What Freud should have done, according to Masson, is not analyzed Dora—which was unnecessary and abusive—but taken her side in the controversy. Because the issue was essentially political, it called for a political response: a denunciation of male sexual exploitation and hypocrisy. But the burden of the correct political response had, in the end, to be borne by Dora alone. When Freud continued to insist that she was unconsciously in love with Herr K., she walked out on Freud. She later confronted Herr K. and his wife and obtained confessions from them, an action that Masson applauds as “a political statement of remarkable maturity.”[30] Dora, in his view, was not a hysteric but an emerging feminist.

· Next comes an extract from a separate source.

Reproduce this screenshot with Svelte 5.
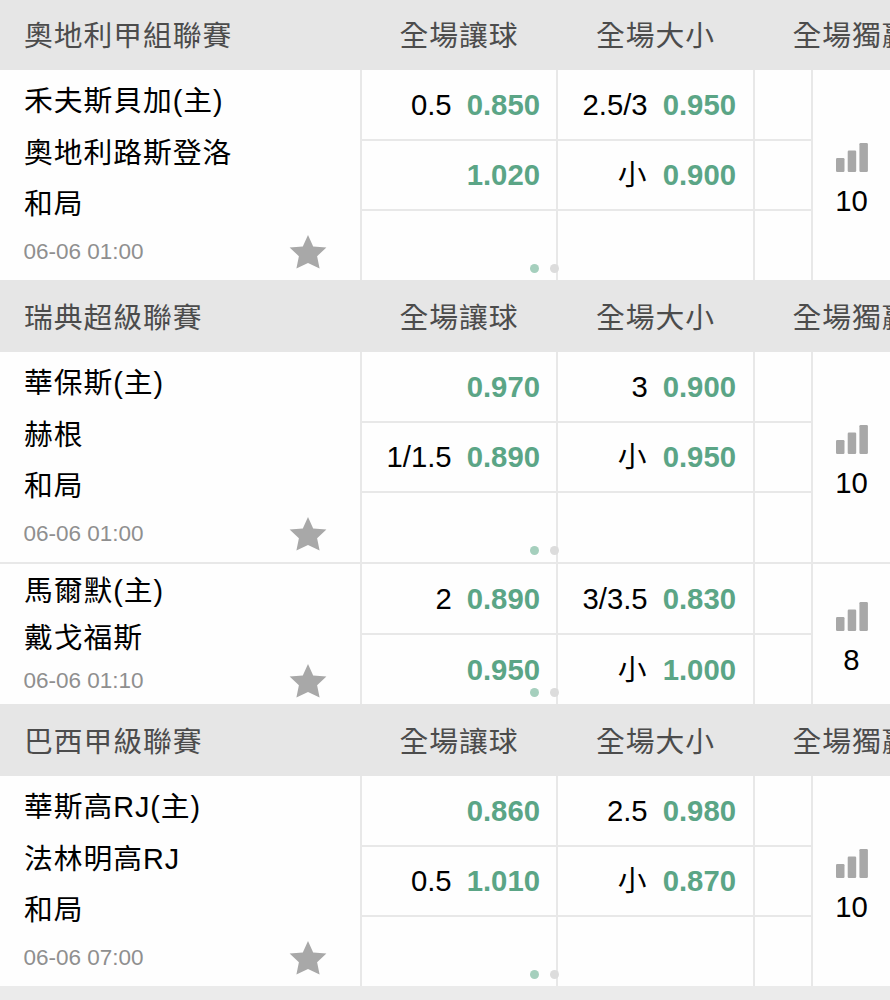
<script>
    const markets = ["全場讓球", "全場大小", "全場獨贏"]

    // rows: [handicap, odds, over/under, odds]
    const leagues = [
        {
            name: "奧地利甲組聯賽",
            matches: [
                {
                    teams: ["禾夫斯貝加(主)", "奧地利路斯登洛", "和局"],
                    time: "06-06 01:00",
                    count: 10,
                    rows: [
                        ["0.5", "0.850", "2.5/3", "0.950"],
                        ["", "1.020", "小", "0.900"],
                        ["", "", "", ""]
                    ]
                }
            ]
        },
        {
            name: "瑞典超級聯賽",
            matches: [
                {
                    teams: ["華保斯(主)", "赫根", "和局"],
                    time: "06-06 01:00",
                    count: 10,
                    rows: [
                        ["", "0.970", "3", "0.900"],
                        ["1/1.5", "0.890", "小", "0.950"],
                        ["", "", "", ""]
                    ]
                },
                {
                    teams: ["馬爾默(主)", "戴戈福斯"],
                    time: "06-06 01:10",
                    count: 8,
                    rows: [
                        ["2", "0.890", "3/3.5", "0.830"],
                        ["", "0.950", "小", "1.000"]
                    ]
                }
            ]
        },
        {
            name: "巴西甲級聯賽",
            matches: [
                {
                    teams: ["華斯高RJ(主)", "法林明高RJ", "和局"],
                    time: "06-06 07:00",
                    count: 10,
                    rows: [
                        ["", "0.860", "2.5", "0.980"],
                        ["0.5", "1.010", "小", "0.870"],
                        ["", "", "", ""]
                    ]
                }
            ]
        }
    ]
</script>

<main>
    {#each leagues as league}
        <section>
            <header>
                <h2>{league.name}</h2>
                {#each markets as market}
                    <span>{market}</span>
                {/each}
            </header>

            {#each league.matches as match}
                <article class:compact={match.teams.length == 2}>
                    <div class="info">
                        {#each match.teams as team}
                            <div class="team">{team}</div>
                        {/each}
                        <div class="meta">
                            <time>{match.time}</time>
                            <svg class="star" width="38" height="34" viewBox="0 0 38 34">
                                <path d="M19 0L24.2 11.4L37.4 12.6L28.1 21.2L30.6 33.4L19 28L7.4 33.4L9.9 21.2L.6 12.6L13.8 11.4Z" />
                            </svg>
                        </div>
                    </div>

                    <div class="odds">
                        {#each match.rows as row}
                            <div class="row">
                                <div class="cell">{row[0]}<b>{row[1]}</b></div>
                                <div class="cell total"><span class:small={row[2] == "小"}>{row[2]}</span><b>{row[3]}</b></div>
                                <div class="cell"></div>
                            </div>
                        {/each}
                    </div>

                    <div class="more">
                        <svg width="32" height="29" viewBox="0 0 32 29">
                            <rect x="0" y="15" width="8.5" height="14" rx="1.2" />
                            <rect x="11.7" y="7.5" width="8.5" height="21.5" rx="1.2" />
                            <rect x="23.4" y="0" width="8.5" height="29" rx="1.2" />
                        </svg>
                        <span>{match.count}</span>
                    </div>

                    <div class="dots"><i class="on"></i><i></i></div>
                </article>
            {/each}
        </section>
    {/each}
</main>

<style>
    :global(body) {
        background: #ebebeb;
    }

    main {
        height: 1000px;
        overflow: hidden;
        font-family: "Liberation Sans", "Noto Sans CJK TC", sans-serif;
        font-size: 29.3px;
        color: #000;
    }

    header {
        display: grid;
        grid-template-columns: 361px 196px 197px 196px;
        align-items: center;
        height: 72px;
        padding-bottom: 2px;
        box-sizing: border-box;
        background: #e6e6e6;
        color: #4c4c4c;
        text-align: center;
        white-space: nowrap;
    }

    section:first-child header {
        height: 70px;
        padding-bottom: 4px;
    }

    h2 {
        margin: 0;
        padding-left: 24px;
        font: inherit;
        text-align: left;
    }

    h2, header span, .team {
        font-size: 28.8px;
        letter-spacing: 0.95px;
    }

    article {
        position: relative;
        display: grid;
        grid-template-columns: 360px 451px 79px;
        height: 210px;
        background: #fefefe;
    }

    article + article {
        border-top: 2px solid #e8e8e8;
    }

    .compact {
        height: 140px;
    }

    .info {
        padding: 6px 33px 0 24px;
    }

    .team {
        height: 51.5px;
        line-height: 51px;
        white-space: nowrap;
    }

    .meta {
        display: flex;
        justify-content: space-between;
        align-items: center;
        height: 43px;
        color: #8f8f8f;
    }

    time {
        margin-left: -0.5px;
        font-size: 22.5px;
    }

    .star {
        fill: #a8a8a8;
    }

    .compact .info {
        padding-top: 4px;
    }

    .compact .team {
        height: 47px;
        line-height: 47px;
    }

    .compact .meta {
        height: 38px;
    }

    .odds {
        display: grid;
        grid-template-rows: 71px 70px 69px;
    }

    .compact .odds {
        grid-template-rows: 71px 69px;
    }

    .row {
        display: grid;
        grid-template-columns: 196px 197px 58px;
        border-bottom: 2px solid #e8e8e8;
    }

    .row:last-child {
        border-bottom: 0;
    }

    .cell {
        display: flex;
        justify-content: flex-end;
        align-items: center;
        padding-right: 16px;
        border-left: 2px solid #e8e8e8;
        line-height: 40px;
    }

    .total {
        padding-right: 17px;
    }

    .small {
        margin-right: 1px;
        font-size: 28.8px;
    }

    b {
        margin-left: 15px;
        color: #5ba586;
    }

    .more {
        display: flex;
        flex-direction: column;
        align-items: center;
        justify-content: center;
        border-left: 2px solid #e8e8e8;
    }

    .more svg {
        margin-top: 14px;
        fill: #a8a8a8;
    }

    .more span {
        margin-top: 9px;
        line-height: 40px;
    }

    .dots {
        position: absolute;
        left: 530px;
        bottom: 7px;
        display: flex;
        gap: 11px;
    }

    .dots i {
        width: 9px;
        height: 9px;
        border-radius: 50%;
        background: #dcdcdc;
    }

    .dots .on {
        background: #a5cfbd;
    }
</style>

Masson makes no effort to bring the Dora case into line with the seduction hypothesis. In The Assault on Truth Masson assumed, in keeping with the seduction theory, that whenever Freud identified a patient as a hysteric, the patient had been sexually abused as a child. But Masson advances no such claim about Dora. On the contrary, he suggests that, by finally publishing her case (in 1905), Freud intended to send a muted signal to his professional colleagues that he had given up his heretical views about seduction. Nor does Masson try to establish a structural parallel between the Dora case and the seduction model, as he did with Emma Eckstein’s operation and Freud’s diagnosis of hysterical longing—presumably because Freud’s acknowledgment that Dora was the object of a genuine seduction by Herr K. effectively rules out any such structural argument. But, more fundamentally, Masson’s newly acquired antitherapeutic bias and his denial of the reality of mental illness seem to have dimmed his enthusiasm for what was, after all, essentially a diagnostic theory linking childhood abuse with adult neurosis. Like it or not, the seduction theory belongs to the old psychiatric order, which Masson is out to discredit in Against Therapy. Thus, without explicitly rejecting the theory, he consigns it to a conceptual limbo.